* Provided data *
------------------------------------

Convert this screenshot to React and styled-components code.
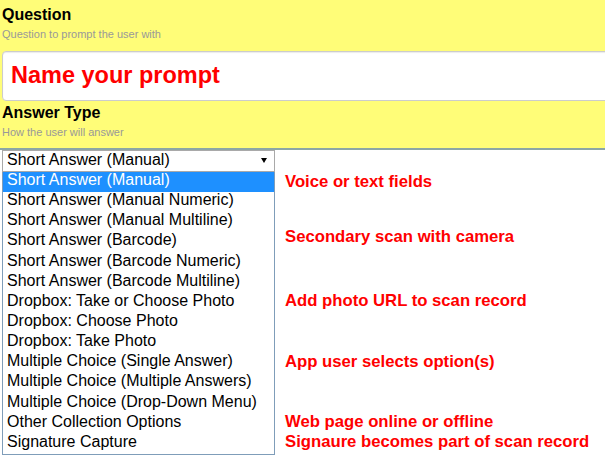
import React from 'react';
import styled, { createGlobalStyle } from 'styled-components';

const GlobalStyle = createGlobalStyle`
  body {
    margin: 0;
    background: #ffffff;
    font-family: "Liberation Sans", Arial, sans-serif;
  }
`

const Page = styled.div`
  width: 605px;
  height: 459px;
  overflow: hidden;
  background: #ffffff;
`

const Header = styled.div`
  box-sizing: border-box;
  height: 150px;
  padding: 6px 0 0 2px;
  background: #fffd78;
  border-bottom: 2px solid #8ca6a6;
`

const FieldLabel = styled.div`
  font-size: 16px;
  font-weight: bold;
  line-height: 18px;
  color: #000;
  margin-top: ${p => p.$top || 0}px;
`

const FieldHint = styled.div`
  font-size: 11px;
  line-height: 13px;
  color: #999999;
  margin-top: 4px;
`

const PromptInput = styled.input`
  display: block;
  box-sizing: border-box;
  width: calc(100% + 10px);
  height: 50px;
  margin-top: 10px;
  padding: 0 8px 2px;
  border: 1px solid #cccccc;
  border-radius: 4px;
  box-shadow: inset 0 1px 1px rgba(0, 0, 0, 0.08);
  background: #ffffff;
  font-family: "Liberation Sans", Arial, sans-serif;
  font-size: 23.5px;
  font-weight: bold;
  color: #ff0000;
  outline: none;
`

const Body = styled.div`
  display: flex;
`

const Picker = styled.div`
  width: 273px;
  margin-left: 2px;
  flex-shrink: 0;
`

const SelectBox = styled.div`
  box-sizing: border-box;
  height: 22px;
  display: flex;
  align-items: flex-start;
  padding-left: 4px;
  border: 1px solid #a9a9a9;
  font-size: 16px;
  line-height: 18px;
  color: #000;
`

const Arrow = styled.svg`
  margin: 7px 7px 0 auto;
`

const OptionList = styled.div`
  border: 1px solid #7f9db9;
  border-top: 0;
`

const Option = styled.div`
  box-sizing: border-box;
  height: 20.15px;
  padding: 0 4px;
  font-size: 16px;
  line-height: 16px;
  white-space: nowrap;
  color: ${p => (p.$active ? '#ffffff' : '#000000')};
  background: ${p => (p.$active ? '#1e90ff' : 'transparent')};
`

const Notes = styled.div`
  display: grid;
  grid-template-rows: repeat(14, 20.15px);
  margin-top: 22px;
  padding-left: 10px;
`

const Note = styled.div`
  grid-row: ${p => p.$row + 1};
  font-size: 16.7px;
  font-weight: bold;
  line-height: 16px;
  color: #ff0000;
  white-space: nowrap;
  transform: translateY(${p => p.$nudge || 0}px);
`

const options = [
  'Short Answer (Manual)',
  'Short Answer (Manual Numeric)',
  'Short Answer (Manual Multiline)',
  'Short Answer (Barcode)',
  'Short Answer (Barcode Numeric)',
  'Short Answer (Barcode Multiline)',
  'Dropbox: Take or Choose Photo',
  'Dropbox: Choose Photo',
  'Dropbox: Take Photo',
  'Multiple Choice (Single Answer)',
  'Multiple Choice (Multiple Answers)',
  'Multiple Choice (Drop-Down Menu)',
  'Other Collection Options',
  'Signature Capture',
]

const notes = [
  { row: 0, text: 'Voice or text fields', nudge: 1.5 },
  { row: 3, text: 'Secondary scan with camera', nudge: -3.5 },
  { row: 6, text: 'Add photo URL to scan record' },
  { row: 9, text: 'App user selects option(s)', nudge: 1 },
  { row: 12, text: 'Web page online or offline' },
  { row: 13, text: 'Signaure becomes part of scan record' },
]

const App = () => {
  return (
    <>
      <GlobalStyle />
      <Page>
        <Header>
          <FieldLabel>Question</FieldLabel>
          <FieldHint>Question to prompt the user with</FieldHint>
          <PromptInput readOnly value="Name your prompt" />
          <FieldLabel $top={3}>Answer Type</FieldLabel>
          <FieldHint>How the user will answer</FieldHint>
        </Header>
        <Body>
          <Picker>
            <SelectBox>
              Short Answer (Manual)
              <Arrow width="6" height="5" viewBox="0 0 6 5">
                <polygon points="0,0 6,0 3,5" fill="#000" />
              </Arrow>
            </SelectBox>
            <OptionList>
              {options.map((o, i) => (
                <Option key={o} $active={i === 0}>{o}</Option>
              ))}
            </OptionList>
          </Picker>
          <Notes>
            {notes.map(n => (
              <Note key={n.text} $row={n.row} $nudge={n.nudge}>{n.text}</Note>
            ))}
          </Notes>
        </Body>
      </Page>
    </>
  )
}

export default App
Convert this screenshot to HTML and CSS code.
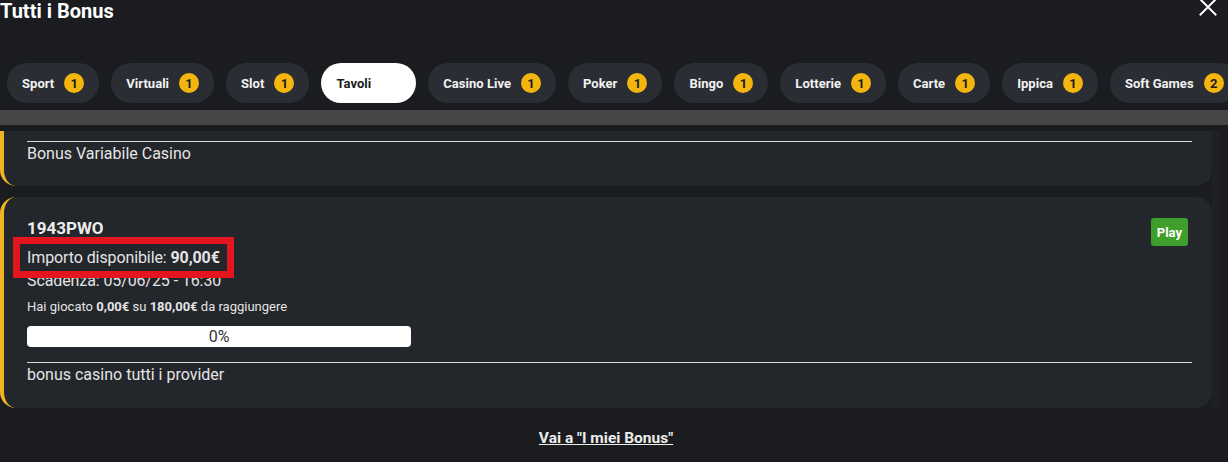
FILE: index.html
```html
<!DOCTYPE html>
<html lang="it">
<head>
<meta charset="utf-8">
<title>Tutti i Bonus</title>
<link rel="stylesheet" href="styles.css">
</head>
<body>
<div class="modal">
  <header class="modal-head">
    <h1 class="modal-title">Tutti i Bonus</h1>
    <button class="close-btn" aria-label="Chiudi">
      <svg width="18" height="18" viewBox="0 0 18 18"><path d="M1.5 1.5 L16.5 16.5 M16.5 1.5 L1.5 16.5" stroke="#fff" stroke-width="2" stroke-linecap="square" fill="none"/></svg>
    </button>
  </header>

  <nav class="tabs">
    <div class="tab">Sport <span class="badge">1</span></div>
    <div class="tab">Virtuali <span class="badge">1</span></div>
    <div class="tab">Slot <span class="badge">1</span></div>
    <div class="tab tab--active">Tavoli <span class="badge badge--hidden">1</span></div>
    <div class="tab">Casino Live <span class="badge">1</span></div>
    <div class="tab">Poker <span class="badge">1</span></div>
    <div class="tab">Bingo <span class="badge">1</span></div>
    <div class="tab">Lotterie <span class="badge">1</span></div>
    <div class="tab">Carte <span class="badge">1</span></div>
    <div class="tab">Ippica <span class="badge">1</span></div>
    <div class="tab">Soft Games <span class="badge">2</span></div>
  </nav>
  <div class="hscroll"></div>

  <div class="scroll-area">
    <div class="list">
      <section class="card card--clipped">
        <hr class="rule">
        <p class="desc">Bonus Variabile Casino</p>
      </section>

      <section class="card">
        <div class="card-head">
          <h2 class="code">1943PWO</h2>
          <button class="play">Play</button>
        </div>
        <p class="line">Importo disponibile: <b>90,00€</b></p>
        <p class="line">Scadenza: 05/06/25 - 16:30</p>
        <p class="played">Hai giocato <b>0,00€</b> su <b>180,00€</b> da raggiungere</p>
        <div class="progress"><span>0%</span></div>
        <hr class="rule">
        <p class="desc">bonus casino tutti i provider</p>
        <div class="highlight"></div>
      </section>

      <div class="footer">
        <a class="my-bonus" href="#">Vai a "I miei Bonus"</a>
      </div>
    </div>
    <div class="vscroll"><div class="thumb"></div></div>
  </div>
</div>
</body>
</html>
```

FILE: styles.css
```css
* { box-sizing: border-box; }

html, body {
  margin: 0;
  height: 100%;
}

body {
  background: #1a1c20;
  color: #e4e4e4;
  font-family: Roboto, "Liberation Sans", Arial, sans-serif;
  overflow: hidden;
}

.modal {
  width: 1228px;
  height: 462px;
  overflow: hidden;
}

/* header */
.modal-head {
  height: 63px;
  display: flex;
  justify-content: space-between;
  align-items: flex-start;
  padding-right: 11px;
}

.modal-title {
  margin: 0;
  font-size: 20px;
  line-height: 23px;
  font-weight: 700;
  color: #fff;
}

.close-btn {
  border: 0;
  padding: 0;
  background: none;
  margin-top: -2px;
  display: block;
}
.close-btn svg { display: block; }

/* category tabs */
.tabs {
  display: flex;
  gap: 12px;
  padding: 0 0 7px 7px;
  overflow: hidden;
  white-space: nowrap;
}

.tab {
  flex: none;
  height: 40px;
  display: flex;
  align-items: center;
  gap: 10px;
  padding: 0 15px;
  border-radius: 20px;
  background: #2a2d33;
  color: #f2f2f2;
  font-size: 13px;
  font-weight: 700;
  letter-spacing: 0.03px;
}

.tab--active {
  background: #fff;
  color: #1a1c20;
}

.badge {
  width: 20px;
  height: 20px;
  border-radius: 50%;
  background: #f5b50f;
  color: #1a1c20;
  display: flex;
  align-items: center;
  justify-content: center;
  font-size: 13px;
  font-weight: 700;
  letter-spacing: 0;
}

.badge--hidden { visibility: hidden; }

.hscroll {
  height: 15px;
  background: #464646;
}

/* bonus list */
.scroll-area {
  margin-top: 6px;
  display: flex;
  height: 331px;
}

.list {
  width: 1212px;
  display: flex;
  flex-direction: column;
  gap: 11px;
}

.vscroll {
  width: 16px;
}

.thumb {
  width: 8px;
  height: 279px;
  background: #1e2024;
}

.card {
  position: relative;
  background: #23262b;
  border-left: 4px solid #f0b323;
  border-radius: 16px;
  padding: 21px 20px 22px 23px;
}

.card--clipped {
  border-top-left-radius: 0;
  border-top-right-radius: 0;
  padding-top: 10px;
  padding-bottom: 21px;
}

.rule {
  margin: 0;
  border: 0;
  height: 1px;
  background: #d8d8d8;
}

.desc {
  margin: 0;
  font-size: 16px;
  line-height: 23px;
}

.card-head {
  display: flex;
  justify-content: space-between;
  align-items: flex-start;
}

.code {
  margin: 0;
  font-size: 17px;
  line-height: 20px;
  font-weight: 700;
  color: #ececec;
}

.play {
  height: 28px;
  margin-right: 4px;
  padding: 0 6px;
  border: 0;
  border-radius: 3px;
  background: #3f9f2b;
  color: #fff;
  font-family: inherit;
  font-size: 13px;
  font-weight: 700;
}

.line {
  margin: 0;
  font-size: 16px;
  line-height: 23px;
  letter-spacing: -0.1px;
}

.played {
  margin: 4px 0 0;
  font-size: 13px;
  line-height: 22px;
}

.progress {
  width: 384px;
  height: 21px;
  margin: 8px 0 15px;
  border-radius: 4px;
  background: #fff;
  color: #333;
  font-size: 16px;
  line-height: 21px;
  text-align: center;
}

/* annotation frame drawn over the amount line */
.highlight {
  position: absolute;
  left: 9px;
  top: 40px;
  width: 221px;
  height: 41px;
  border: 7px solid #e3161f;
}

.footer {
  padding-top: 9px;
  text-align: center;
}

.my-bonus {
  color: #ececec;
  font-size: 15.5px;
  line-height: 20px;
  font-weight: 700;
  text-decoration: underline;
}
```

------------------------------------

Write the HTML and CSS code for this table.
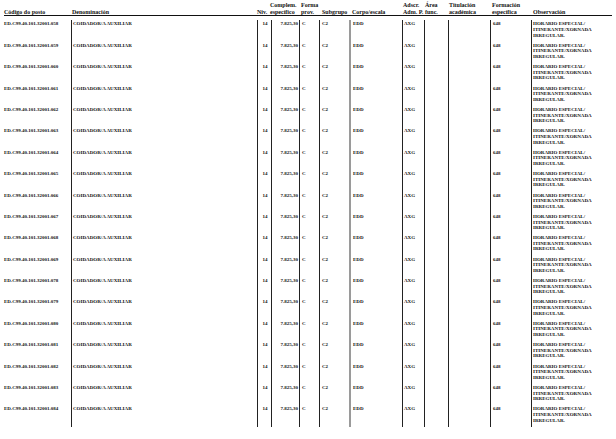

------------------------------------

* Set problem *
Search the entries for "this" and copy out each line that has it.

* Complete output *
Convert this screenshot to React and styled-components code.
Convert this screenshot to HTML and CSS code.
Write the HTML and CSS code for this table.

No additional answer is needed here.